溝上 それが前倒しできたということです。ある企業の人事部は「東京五輪は中止という前提で、採用から事業計画を立案することになる。安易に五輪があるという前提で、もはや事業計画を組めない」と話しています。

 採用予定人数が半減するという事態も充分に考えられます。少なくとも、買い手市場に転換する可能性は高いです。広告、イベント、住宅、アパレルなどもろに影響を受けている企業は早期先行で内定した人は「大手は内定取り消しできませんので、採用する」としていますが、来年はもっと減る可能性が高いです。

 22年卒の採用計画は9月期決算状況を見て決定しますが、各企業ともコロナ感染の第二波を警戒し、厳しい事業計画になると見られています。

 そう考えると、今年就職浪人するのはまずいと思います。例年、留年したり大学院に入ったりして、再挑戦する学生も多かったのですが、注意する必要があります。

 今年の年末の失業率は4%に達するとの予測もなされています。ワクチンの開発がいつなのかということもポイントです。「ワクチンは最低でも1年半」というのが世界中の常識でした。つまり、1年半この状況が続くということは経済がもとに戻るのは1年半ということです。

 ワクチンの普及まで、この縮小経済を続けていかないといけません。そうなると持ちこたえられなくなる企業もでてきます。倒産に至らずとも、産業の再編が行われ、同時にリストラも始まると思います。

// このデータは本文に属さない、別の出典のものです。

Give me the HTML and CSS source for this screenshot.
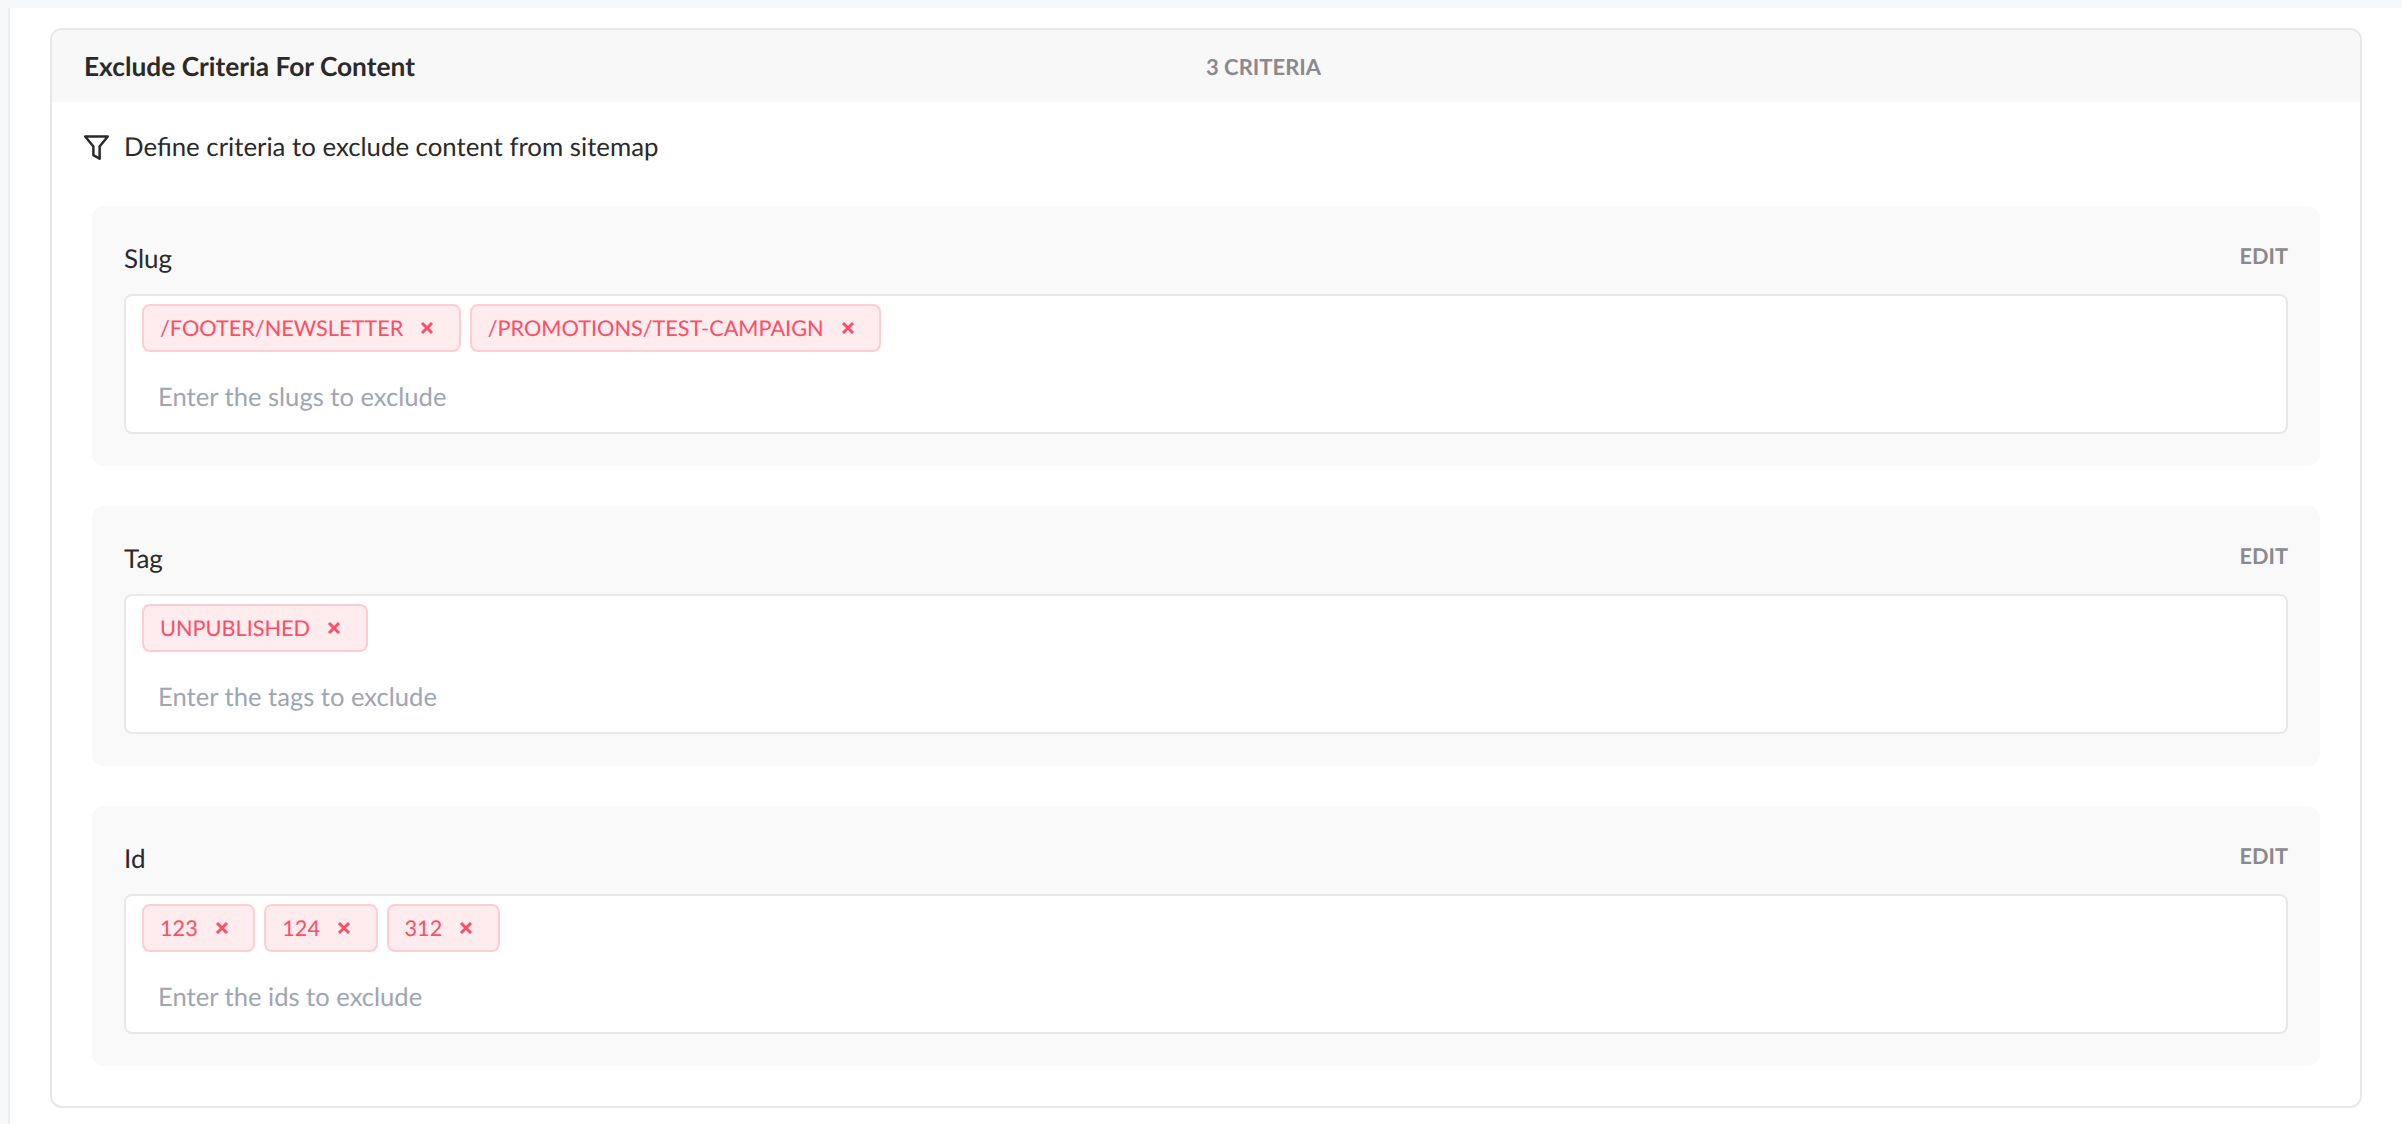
FILE: index.html
```html
<!DOCTYPE html>
<html lang="en">
<head>
<meta charset="utf-8">
<title>Exclude Criteria For Content</title>
<link rel="stylesheet" href="styles.css">
</head>
<body>
<main class="page">
  <section class="card">
    <header class="card-head">
      <h2 class="card-title">Exclude Criteria For Content</h2>
      <span class="card-count">3 CRITERIA</span>
    </header>
    <div class="card-body">
      <p class="intro">
        <svg class="funnel" viewBox="0 0 24 24" aria-hidden="true"><path d="M1.2 1.5H22.8L15 11V22.8L9 19.3V11Z"/></svg>
        <span>Define criteria to exclude content from sitemap</span>
      </p>

      <div class="block">
        <div class="block-head"><span class="block-label">Slug</span><span class="block-edit">EDIT</span></div>
        <div class="field">
          <div class="chips">
            <span class="chip">/FOOTER/NEWSLETTER<svg class="chip-x" viewBox="0 0 14 14" aria-hidden="true"><path d="M2 2L12 12M12 2L2 12"/></svg></span>
            <span class="chip">/PROMOTIONS/TEST-CAMPAIGN<svg class="chip-x" viewBox="0 0 14 14" aria-hidden="true"><path d="M2 2L12 12M12 2L2 12"/></svg></span>
          </div>
          <div class="placeholder">Enter the slugs to exclude</div>
        </div>
      </div>

      <div class="block">
        <div class="block-head"><span class="block-label">Tag</span><span class="block-edit">EDIT</span></div>
        <div class="field">
          <div class="chips">
            <span class="chip">UNPUBLISHED<svg class="chip-x" viewBox="0 0 14 14" aria-hidden="true"><path d="M2 2L12 12M12 2L2 12"/></svg></span>
          </div>
          <div class="placeholder">Enter the tags to exclude</div>
        </div>
      </div>

      <div class="block">
        <div class="block-head"><span class="block-label">Id</span><span class="block-edit">EDIT</span></div>
        <div class="field">
          <div class="chips">
            <span class="chip">123<svg class="chip-x" viewBox="0 0 14 14" aria-hidden="true"><path d="M2 2L12 12M12 2L2 12"/></svg></span>
            <span class="chip">124<svg class="chip-x" viewBox="0 0 14 14" aria-hidden="true"><path d="M2 2L12 12M12 2L2 12"/></svg></span>
            <span class="chip">312<svg class="chip-x" viewBox="0 0 14 14" aria-hidden="true"><path d="M2 2L12 12M12 2L2 12"/></svg></span>
          </div>
          <div class="placeholder">Enter the ids to exclude</div>
        </div>
      </div>
    </div>
  </section>
</main>
</body>
</html>
```

FILE: styles.css
```css
* { box-sizing: border-box; }
html, body { margin: 0; height: 100%; }
body {
  padding: 8px 0 0 8px;
  background: #f7f8fa;
  font-family: Lato, "Liberation Sans", sans-serif;
  text-rendering: geometricPrecision;
  color: #222;
  overflow: hidden;
}
.page {
  height: 1116px;
  padding: 20px 40px 0 40px;
  background: #fff;
  border-left: 2px solid #ecedef;
}
.card {
  width: 2312px;
  height: 1080px;
  border: 2px solid #e8e8e8;
  border-radius: 12px;
  overflow: hidden;
}
.card-head {
  display: grid;
  grid-template-columns: 1122px auto;
  align-items: center;
  height: 72px;
  padding-left: 32px;
  background: #f8f8f8;
}
.card-title {
  margin: 0;
  font-size: 26.3px;
  font-weight: 700;
  color: #2a2a2a;
}
.card-count {
  font-size: 22px;
  font-weight: 700;
  color: #8a8a8e;
}
.card-body { padding: 0 40px 0 40px; }
.intro {
  display: flex;
  align-items: center;
  gap: 15px;
  height: 104px;
  margin: 0 0 0 -8px;
  padding-bottom: 26px;
  padding-top: 12px;
  font-size: 25.8px;
  color: #2a2a2a;
}
.funnel {
  width: 25px;
  height: 25px;
  fill: none;
  stroke: #2a2a2a;
  stroke-width: 2.4;
  stroke-linejoin: round;
}
.block {
  height: 260px;
  margin-bottom: 40px;
  padding: 0 32px;
  background: #f9f9f9;
  border-radius: 12px;
}
.block-head {
  display: flex;
  justify-content: space-between;
  align-items: flex-start;
  height: 88px;
  padding-top: 32px;
}
.block-label {
  font-size: 26px;
  line-height: 40px;
  color: #2a2a2a;
}
.block-edit {
  font-size: 21.7px;
  line-height: 36px;
  font-weight: 700;
  color: #8a8a8e;
}
.field {
  height: 140px;
  padding: 8px 16px;
  background: #fff;
  border: 2px solid #e8e8e8;
  border-radius: 8px;
}
.chips {
  display: flex;
  gap: 9px;
}
.chip {
  display: inline-flex;
  align-items: center;
  gap: 17px;
  height: 48px;
  padding: 0 24.5px 0 16px;
  background: #ffecef;
  border: 2px solid #ffccd2;
  border-radius: 8px;
  font-size: 21.7px;
  color: #ff4d64;
}
.chip-x {
  width: 14px;
  height: 14px;
  fill: none;
  stroke: #ff4d64;
  stroke-width: 3;
}
.placeholder {
  padding: 20px 0 0 16px;
  font-size: 25.6px;
  line-height: 50px;
  color: #9fa5b4;
}
```
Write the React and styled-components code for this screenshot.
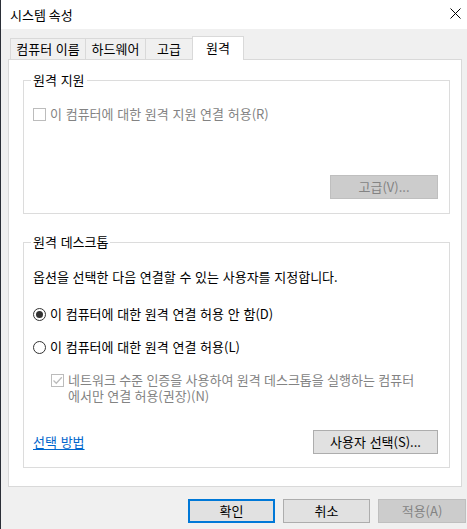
import React from "react";
import styled, { createGlobalStyle } from "styled-components";

const GlobalStyle = createGlobalStyle`
  html, body {
    margin: 0;
    padding: 0;
    background: #f0f0f0;
  }
`;

const tabs = [
  { label: "컴퓨터 이름", width: 76 },
  { label: "하드웨어", width: 61 },
  { label: "고급", width: 48 },
  { label: "원격", width: 52, active: true },
];

function App() {
  return (
    <>
      <GlobalStyle />
      <Window>
        <TitleBar>
          <span>시스템 속성</span>
          <CloseIcon viewBox="0 0 11 11">
            <path d="M0.5 0.5 L10.5 10.5 M10.5 0.5 L0.5 10.5" />
          </CloseIcon>
        </TitleBar>
        <Body>
          <TabStrip>
            {tabs.map((t) => (
              <Tab key={t.label} $w={t.width} $active={t.active}>
                {t.label}
              </Tab>
            ))}
          </TabStrip>
          <Panel>
            <GroupBox $h={142}>
              <Legend>원격 지원</Legend>
              <OptionRow $mt={18} $disabled>
                <CheckBox $disabled />
                이 컴퓨터에 대한 원격 지원 연결 허용(R)
              </OptionRow>
              <ButtonRow $mt={53}>
                <Button $w={108} $disabled>
                  고급(V)...
                </Button>
              </ButtonRow>
            </GroupBox>

            <GroupBox $mt={20}>
              <Legend>원격 데스크톱</Legend>
              <Text $mt={19}>옵션을 선택한 다음 연결할 수 있는 사용자를 지정합니다.</Text>
              <OptionRow $mt={21}>
                <Radio $checked />
                이 컴퓨터에 대한 원격 연결 허용 안 함(D)
              </OptionRow>
              <OptionRow $mt={17}>
                <Radio />
                이 컴퓨터에 대한 원격 연결 허용(L)
              </OptionRow>
              <SubOption $mt={17} $disabled>
                <CheckBox $disabled $checked>
                  <svg viewBox="0 0 11 11">
                    <path d="M1.5 5.5 L4.3 8.3 L9.8 2.2" />
                  </svg>
                </CheckBox>
                <span>
                  네트워크 수준 인증을 사용하여 원격 데스크톱을 실행하는 컴퓨터
                  <br />
                  에서만 연결 허용(권장)(N)
                </span>
              </SubOption>
              <ButtonRow $mt={26} $between>
                <Link href="#">선택 방법</Link>
                <Button $w={125}>사용자 선택(S)...</Button>
              </ButtonRow>
            </GroupBox>
          </Panel>
          <DialogButtons>
            <Button $w={87} $default>
              확인
            </Button>
            <Button $w={87}>취소</Button>
            <Button $w={88} $disabled>
              적용(A)
            </Button>
          </DialogButtons>
        </Body>
      </Window>
    </>
  );
}

export default App;

const Window = styled.div`
  width: 467px;
  height: 529px;
  box-sizing: border-box;
  border-left: 1px solid #2b2f38;
  background: #f0f0f0;
  display: flex;
  flex-direction: column;
  font-family: "Noto Sans CJK KR", "Malgun Gothic", sans-serif;
  font-size: 13px;
  line-height: 16px;
  word-spacing: 0.8px;
  color: #000;
  overflow: hidden;
`;

const TitleBar = styled.div`
  height: 29px;
  flex: none;
  background: #fff;
  display: flex;
  align-items: center;
  justify-content: space-between;
  padding: 0 6px 0 9px;
  font-size: 13px;
  word-spacing: 0;
`;

const CloseIcon = styled.svg`
  width: 11px;
  height: 11px;
  margin-top: -2px;

  path {
    stroke: #000;
    stroke-width: 1;
    fill: none;
  }
`;

const Body = styled.div`
  flex: 1;
  padding: 7px 0 0 7px;
  display: flex;
  flex-direction: column;
`;

const TabStrip = styled.div`
  display: flex;
  align-items: flex-end;
  height: 24px;
  margin-left: 2px;
  margin-bottom: -1px;
  position: relative;
  z-index: 1;
`;

const Tab = styled.div`
  box-sizing: border-box;
  width: ${(p) => p.$w}px;
  height: ${(p) => (p.$active ? 24 : 22)}px;
  margin-left: -1px;
  &:first-child {
    margin-left: 0;
  }
  border: 1px solid #d9d9d9;
  border-bottom: ${(p) => (p.$active ? "none" : "1px solid #d9d9d9")};
  background: ${(p) => (p.$active ? "#fff" : "#f0f0f0")};
  display: flex;
  align-items: center;
  justify-content: center;
  padding-bottom: ${(p) => (p.$active ? 1 : 0)}px;
  white-space: nowrap;
`;

const Panel = styled.div`
  box-sizing: border-box;
  width: 454px;
  height: 428px;
  flex: none;
  border: 1px solid #d9d9d9;
  background: #fff;
  padding: 12px 11px 0 14px;
  display: flex;
  flex-direction: column;
`;

const GroupBox = styled.fieldset`
  margin: ${(p) => p.$mt || 0}px 0 0 0;
  padding: 0 11px 13px 9px;
  border: 1px solid #dcdcdc;
  min-width: 0;
  display: flex;
  flex-direction: column;
  ${(p) => (p.$h ? `height: ${p.$h}px; box-sizing: border-box; padding-bottom: 0;` : "")}
`;

const Legend = styled.legend`
  padding: 0 2px;
  margin-left: -2px;
  line-height: 16px;
`;

const Text = styled.div`
  margin-top: ${(p) => p.$mt || 0}px;
  white-space: nowrap;
`;

const OptionRow = styled.label`
  margin-top: ${(p) => p.$mt || 0}px;
  display: flex;
  align-items: center;
  gap: 4px;
  height: 16px;
  white-space: nowrap;
  color: ${(p) => (p.$disabled ? "#838383" : "#000")};
`;

const SubOption = styled.label`
  margin-top: ${(p) => p.$mt || 0}px;
  margin-left: 18px;
  display: flex;
  align-items: flex-start;
  gap: 4px;
  white-space: nowrap;
  word-spacing: 0.4px;
  color: ${(p) => (p.$disabled ? "#838383" : "#000")};

  & > span:first-child {
    margin-top: 2px;
  }
`;

const CheckBox = styled.span`
  box-sizing: border-box;
  width: 13px;
  height: 13px;
  flex: none;
  border: 1px solid ${(p) => (p.$disabled ? "#bcbcbc" : "#333")};
  background: #fff;
  display: flex;
  align-items: center;
  justify-content: center;

  svg {
    width: 11px;
    height: 11px;
  }
  path {
    fill: none;
    stroke: #bcbcbc;
    stroke-width: 1.3;
  }
`;

const Radio = styled.span`
  box-sizing: border-box;
  width: 13px;
  height: 13px;
  flex: none;
  border-radius: 50%;
  border: 1px solid #333;
  background: #fff;
  display: flex;
  align-items: center;
  justify-content: center;

  &::after {
    content: "";
    display: ${(p) => (p.$checked ? "block" : "none")};
    width: 7px;
    height: 7px;
    border-radius: 50%;
    background: #333;
  }
`;

const ButtonRow = styled.div`
  margin-top: ${(p) => p.$mt || 0}px;
  display: flex;
  align-items: center;
  justify-content: ${(p) => (p.$between ? "space-between" : "flex-end")};
`;

const Button = styled.button`
  box-sizing: border-box;
  width: ${(p) => p.$w}px;
  height: 24px;
  padding: 0;
  font-family: inherit;
  font-size: 13px;
  line-height: 16px;
  word-spacing: inherit;
  color: ${(p) => (p.$disabled ? "#838383" : "#000")};
  background: ${(p) => (p.$disabled ? "#cccccc" : "#e1e1e1")};
  border: ${(p) =>
    p.$default
      ? "2px solid #0078d7"
      : p.$disabled
        ? "1px solid #bfbfbf"
        : "1px solid #adadad"};
  border-radius: 0;
`;

const Link = styled.a`
  color: #0066cc;
  text-decoration: underline;
  text-underline-offset: 2px;
`;

const DialogButtons = styled.div`
  margin-top: 12px;
  display: flex;
  justify-content: flex-end;
  gap: 8px;
  padding-right: 1px;
`;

 すでに経営サイドから人事部に固定費削減の命令が出ている会社も多いです。固定費で重いのが人件費です。そして削減対象のなかで大きな比重を占めいているのが採用です。さすがに新卒採用に関しては、各企業とも大事にしているので守ろうとしているようですが、中途採用を中止している会社もすでにあります。しかし、来年はその新卒採用も減らさなければいけない可能性も出てくると思います。